For another example, seemingly everyone remembers Barkley's famous series-winning jumper over David Robinson at the close of Game Six of the 1993 Western Conference Semifinals in the last NBA game ever played at the old Hemisphere Arena in San Antonio. But how was the Suns' offense functioning and flowing down the stretch to get them to that point? See for yourself here:
[youtube]https://www.youtube.com/watch?v=eQ9NUpX8JGc[/youtube]

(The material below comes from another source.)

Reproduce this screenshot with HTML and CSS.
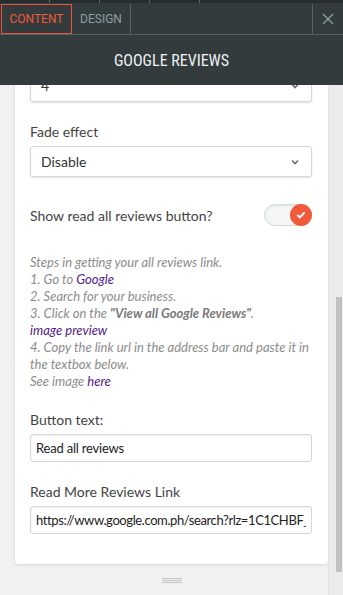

Before Barkley buried that jumper, he was 9-23 from the field for the game. He dominated the first quarter offensively (sometimes at the cost of not bothering to run back on defense) and then did little the rest of the way—aside from rebounding—until the final possession. And that kind of performance was not atypical. As long as Barkley did not 'fight' his fatigue in the fourth quarter, matters could work because of K.J.'s presence. But if he tried to take over in the fourth with little-to-nothing in his tank, the results could be very poor indeed.